My thoughts exactly. This kind of behavior only makes me WANT to pirate the software. At least then you get it without the BS.
I haven't bought ANY game, Japanese or American, with this kind of 'copy-protection' on it... at least not until I have been able to find a crack for it that removes the copy protection or the company in question removed the copy protection themselves.
Think of all the strange press releases by previously PC friendly people, now under EA's control, feverishly abusing gamers.
They want you to buy consoles: more hardware sales for them, more DRM for them, more micro-transactions for them, more cookie cutter titles for them...crap for you.
Think of all the strange press releases by previously PC friendly people, now under EA's control, feverishly abusing gamers.
They want you to buy consoles: more hardware sales for them, more DRM for them, more micro-transactions for them, more cookie cutter titles for them...crap for you.
Crysis just sucks. I haven't played such a boring game for a long time and I'm not going to play anything like that anytime soon.
I play to enjoy the game (storyline/content), not to watch some movie-like effects (that's what Hollywood movies are for). When I beat a game I want to have that feeling of satisfaction and Crysis (and many contemporary games) fails utterly at this. If I bought the game I would sure feel scammed and cheated and I might even hurt somebody...
They make a sh*t game and now they blame piracy because it doesn't sell. What losers!
Seems an easy crack to just point the packets somewhere else...
And if i own more than 1 pc i have to buy more than 1 copy? Or if my hardware changes, i can't play any longer? I wonder if monitor, keyboard and mouse are included in that "hardware?" Don't go changing that cpu speed! no game for you! 10 days!
These are intelligent people, making some brilliant software, and securom has not been that answer.

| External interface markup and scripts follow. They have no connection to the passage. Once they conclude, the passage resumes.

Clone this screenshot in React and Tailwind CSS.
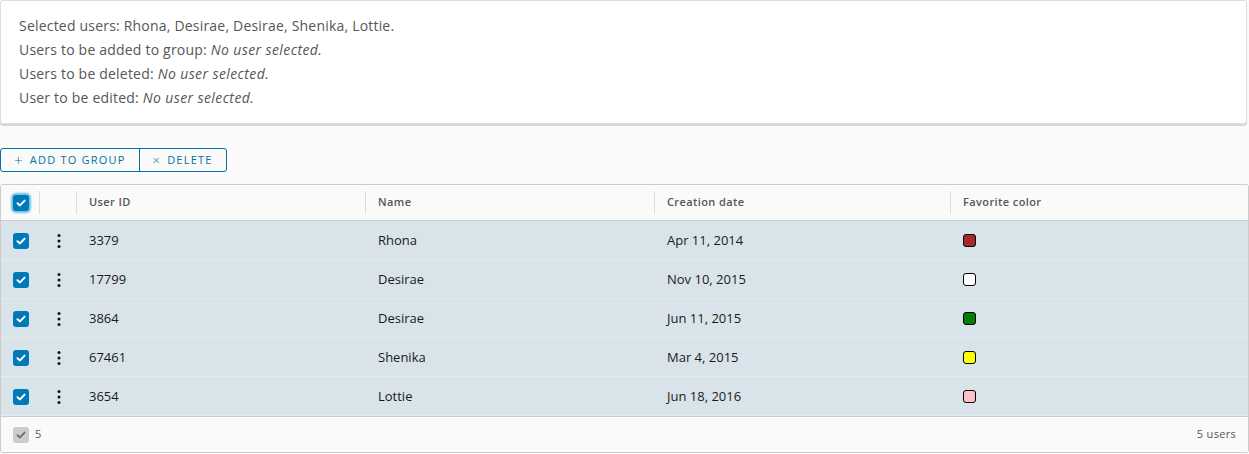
import React from "react";

const rows = [
  { id: "3379", name: "Rhona", date: "Apr 11, 2014", color: "#a52a2a" },
  { id: "17799", name: "Desirae", date: "Nov 10, 2015", color: "#ffffff" },
  { id: "3864", name: "Desirae", date: "Jun 11, 2015", color: "#008000" },
  { id: "67461", name: "Shenika", date: "Mar 4, 2015", color: "#ffff00" },
  { id: "3654", name: "Lottie", date: "Jun 18, 2016", color: "#ffc0cb" },
];

function Check({ gray = false, focus = false }) {
  return (
    <div
      className={
        "w-4 h-4 rounded-[3px] flex items-center justify-center " +
        (gray ? "bg-[#cccccc]" : "bg-[#0079b8]") +
        (focus ? " shadow-[0_0_2px_2px_#6bc1e3]" : "")
      }
    >
      <svg width="10" height="8" viewBox="0 0 10 8">
        <path
          d="M1.5 4.2 L4 6.4 L8.6 1.6"
          fill="none"
          stroke={gray ? "#737373" : "#ffffff"}
          strokeWidth="2"
          strokeLinecap="round"
          strokeLinejoin="round"
        />
      </svg>
    </div>
  );
}

function Kebab() {
  return (
    <svg width="4" height="16" viewBox="0 0 4 16">
      <circle cx="2" cy="2.5" r="1.5" fill="#111" />
      <circle cx="2" cy="8" r="1.5" fill="#111" />
      <circle cx="2" cy="13.5" r="1.5" fill="#111" />
    </svg>
  );
}

export default function App() {
  return (
    <div
      className="w-[1249px] h-[454px] bg-[#fafafa] text-[#565656] overflow-hidden"
      style={{ fontFamily: '"Open Sans", "Noto Sans", sans-serif' }}
    >
      <div className="w-[1247px] h-[124px] bg-white border border-[#dddddd] rounded-[3px] shadow-[0_2px_0_0_#d7d7d7] pt-[13px] pl-[18px] text-[14px] leading-[24px] tracking-[0.2px]">
        <div>Selected users: Rhona, Desirae, Desirae, Shenika, Lottie.</div>
        <div>
          Users to be added to group: <i className="tracking-[0.4px]">No user selected.</i>
        </div>
        <div>
          Users to be deleted: <i className="tracking-[0.4px]">No user selected.</i>
        </div>
        <div>
          User to be edited: <i className="tracking-[0.4px]">No user selected.</i>
        </div>
      </div>

      <div className="mt-[24px] flex">
        <div className="flex h-[24px] border border-[#0072a3] rounded-[3px] text-[#0072a3] text-[11px] font-medium tracking-[0.11em]">
          <div className="flex items-center gap-[6px] px-[13px] border-r border-[#0072a3]">
            <span className="text-[15px] font-light leading-none">+</span>
            <span>ADD TO GROUP</span>
          </div>
          <div className="flex items-center gap-[6px] px-[13px]">
            <span className="text-[13px] font-light leading-none">×</span>
            <span>DELETE</span>
          </div>
        </div>
      </div>

      <div className="mt-[12px] w-[1249px] border border-[#cccccc] rounded-[3px] overflow-hidden bg-white">
        <div className="flex h-[36px] bg-[#fafafa] border-b border-[#cccccc] text-[11px] font-semibold text-[#565656] tracking-[0.4px]">
          <div className="w-[38px] flex items-center pl-[12px]">
            <Check focus />
          </div>
          <div className="w-[37px] flex items-center">
            <div className="w-px h-[23px] bg-[#dddddd]" />
          </div>
          {[
            ["User ID", "w-[289px]"],
            ["Name", "w-[289px]"],
            ["Creation date", "w-[296px]"],
            ["Favorite color", "flex-1"],
          ].map(([label, w]) => (
            <div key={label} className={w + " flex items-center"}>
              <div className="w-px h-[23px] bg-[#dddddd]" />
              <span className="pl-[12px]">{label}</span>
            </div>
          ))}
        </div>
        {rows.map((r) => (
          <div
            key={r.id}
            className="flex h-[39px] bg-[#d9e4ea] border-b border-[#e4e9ec] text-[13px] text-[#1a1a1a] items-center pt-[1px]"
          >
            <div className="w-[38px] pl-[12px]">
              <Check />
            </div>
            <div className="w-[37px] pl-[18px] flex items-center">
              <Kebab />
            </div>
            <div className="w-[289px] pl-[13px]">{r.id}</div>
            <div className="w-[289px] pl-[13px]">{r.name}</div>
            <div className="w-[296px] pl-[13px]">{r.date}</div>
            <div className="flex-1 pl-[13px]">
              <div
                className="w-[13px] h-[13px] rounded-[3px] border border-black"
                style={{ backgroundColor: r.color }}
              />
            </div>
          </div>
        ))}
        <div className="flex h-[36px] items-center justify-between bg-[#fafafa] border-t border-[#cccccc] text-[11px] text-[#565656] pl-[12px] pr-[12px] tracking-[0.3px]">
          <div className="flex items-center gap-[6px]">
            <Check gray />
            <span>5</span>
          </div>
          <span>5 users</span>
        </div>
      </div>
    </div>
  );
}
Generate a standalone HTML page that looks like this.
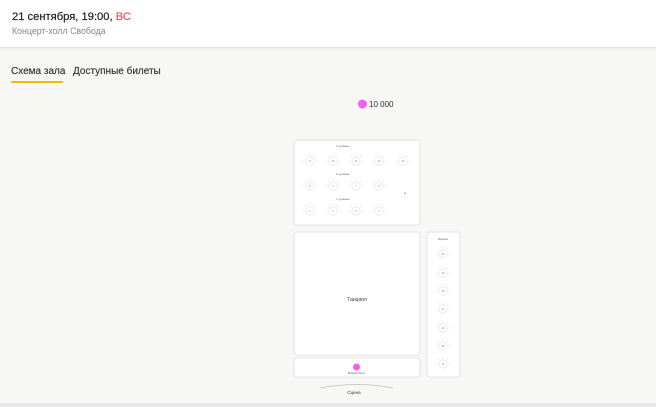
<!DOCTYPE html>
<html><head><meta charset="utf-8"><style>
body{margin:0;width:656px;height:407px;overflow:hidden;background:#f7f7f5;font-family:"Liberation Sans","Noto Sans CJK SC",sans-serif;position:relative}
.hdr{position:absolute;left:0;top:0;width:656px;height:47px;background:#fff;border-bottom:1px solid #e4e4e4;box-shadow:0 1px 2px rgba(0,0,0,.05)}
.t1{position:absolute;left:12px;top:11px;font-size:11.2px;color:#222;-webkit-text-stroke:.2px #222}
.t1 span{color:#f0505a;-webkit-text-stroke:.2px #f0505a}
.t2{position:absolute;left:12px;top:26px;font-size:8.8px;color:#999;-webkit-text-stroke:.15px #999}
.tab{position:absolute;top:66px;font-size:10px;color:#333;-webkit-text-stroke:.15px #333}
.ul{position:absolute;left:11px;top:81px;width:52px;height:2px;background:#f5b800;border-radius:1px}
svg{position:absolute;left:0;top:0}
</style></head><body>
<div class="hdr"><div class="t1">21 сентября, 19:00, <span>ВС</span></div><div class="t2">Концерт-холл Свобода</div></div>
<div class="tab" style="left:11px">Схема зала</div>
<div class="tab" style="left:73px">Доступные билеты</div>
<div class="ul"></div>
<svg width="656" height="407" font-family="Liberation Sans, sans-serif">
<defs>
<g id="tb"><circle r="4.2" fill="#fff" stroke="#d4d4d4" stroke-width=".5"/><g fill="#ddd"><circle cx="-7" cy="0" r=".6"/><circle cx="7" cy="0" r=".6"/><circle cx="-4.5" cy="-5" r=".6"/><circle cx="4.5" cy="-5" r=".6"/><circle cx="0" cy="-7" r=".6"/></g></g>
</defs>
<circle cx="362.5" cy="104" r="4.5" fill="#f55ef0"/>
<text x="369" y="107" font-size="8" fill="#333">10 000</text>
<rect x="294" y="140" width="126" height="85" rx="3" fill="#fff" stroke="#ddd" stroke-width=".8"/>
<g font-size="3" fill="#666" text-anchor="middle">
<text x="343" y="147">3 уровень</text><text x="343" y="175">2 уровень</text><text x="343" y="200">1 уровень</text>
<text x="405" y="194">ш</text>
</g>
<g><use href="#tb" x="310" y="161"/><use href="#tb" x="333" y="161"/><use href="#tb" x="356" y="161"/><use href="#tb" x="379" y="161"/><use href="#tb" x="403" y="161"/>
<use href="#tb" x="310" y="186"/><use href="#tb" x="333" y="186"/><use href="#tb" x="356" y="186"/><use href="#tb" x="379" y="186"/>
<use href="#tb" x="310" y="211"/><use href="#tb" x="333" y="211"/><use href="#tb" x="356" y="211"/><use href="#tb" x="379" y="211"/></g>
<g font-size="2.5" fill="#777" text-anchor="middle">
<text x="310" y="162">9</text><text x="333" y="162">10</text><text x="356" y="162">11</text><text x="379" y="162">12</text><text x="403" y="162">13</text>
<text x="310" y="187">5</text><text x="333" y="187">6</text><text x="356" y="187">7</text><text x="379" y="187">8</text>
<text x="310" y="212">1</text><text x="333" y="212">2</text><text x="356" y="212">3</text><text x="379" y="212">4</text>
</g>
<rect x="294" y="232" width="126" height="123" rx="3" fill="#fff" stroke="#ddd" stroke-width=".8"/>
<text x="357" y="301" font-size="5" fill="#333" text-anchor="middle">Танцпол</text>
<rect x="294" y="358" width="126" height="19" rx="3" fill="#fff" stroke="#ddd" stroke-width=".8"/>
<circle cx="356.5" cy="367" r="3.5" fill="#f55ef0"/>
<text x="356.5" y="374" font-size="2.5" fill="#555" text-anchor="middle">Входной билет</text>
<rect x="427" y="232" width="33" height="145" rx="3" fill="#fff" stroke="#ddd" stroke-width=".8"/>
<text x="443" y="240" font-size="3" fill="#666" text-anchor="middle">Балкон</text>
<g><use href="#tb" x="443" y="254"/><use href="#tb" x="443" y="273"/><use href="#tb" x="443" y="291"/><use href="#tb" x="443" y="309"/><use href="#tb" x="443" y="328"/><use href="#tb" x="443" y="346"/><use href="#tb" x="443" y="364"/></g>
<g font-size="2.5" fill="#777" text-anchor="middle">
<text x="443" y="255">20</text><text x="443" y="274">19</text><text x="443" y="292">18</text><text x="443" y="310">17</text><text x="443" y="329">16</text><text x="443" y="347">15</text><text x="443" y="365">14</text>
</g>
<path d="M320 388 Q356 381 393 388" fill="none" stroke="#bbb" stroke-width=".8"/>
<text x="354" y="394" font-size="4.5" fill="#333" text-anchor="middle">Сцена</text>
<rect x="0" y="403" width="656" height="4" fill="#e8e8e8"/>
</svg>
</body></html>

If developers think there going to escape piracy by switching to consoles there smoking something whack... I can go to any newsgroup and see all the latest xbox 360 and ps3 games sitting there ready to be d/led...
They want to have laws so that we have to buy their crappy games based on false hype and over the top advertising only to be dissapointed by the drab reality that is the game they released...but then when it comes down to it they can just shut down their servers and leave gamers in the dark without taking any responsibility of any kind.
I think we need to pass some laws that if a gaming company decides to shut down a server for a supported game there needs to be a certain notice time-frame and the server source code legally becomes property of the gamers that purchased the games. That way at the very least you could have open-source servers and could have other people continue hosting, rather than not have any hostin at all.
If we are to be held accountable to buy the game, the developers need to be held accountable to continue supporting it.
I will still buy SPORE even with stupid DRM, but I am extremely upset that they would go that route...whats next...shutting down the SPORE servers in 1 year due to poor sales.
Crysis had poor sales because you needed to spend $3000+ on a computer to play it and enjoy it. I think Will Wright should walk from EA with his team and release SPORE freelanced
And I don't own a console, so no Bioware for me. In fact, no EA empire, period. Why would I want to support a company that assumes I'm a thief?
And yes, I love Steam. I consider it value added, and I've seldom had a problem with it.
"Bioware, makers of Mass Effect and Spore, will be implementing heavy-duty security..."
When the hell did Bioware start developing Spore?
I don't see Bioware anywhere on the Spore website: http://www.spore.com/
Answer: They aren't developing Spore. Maxis is still developing Spore.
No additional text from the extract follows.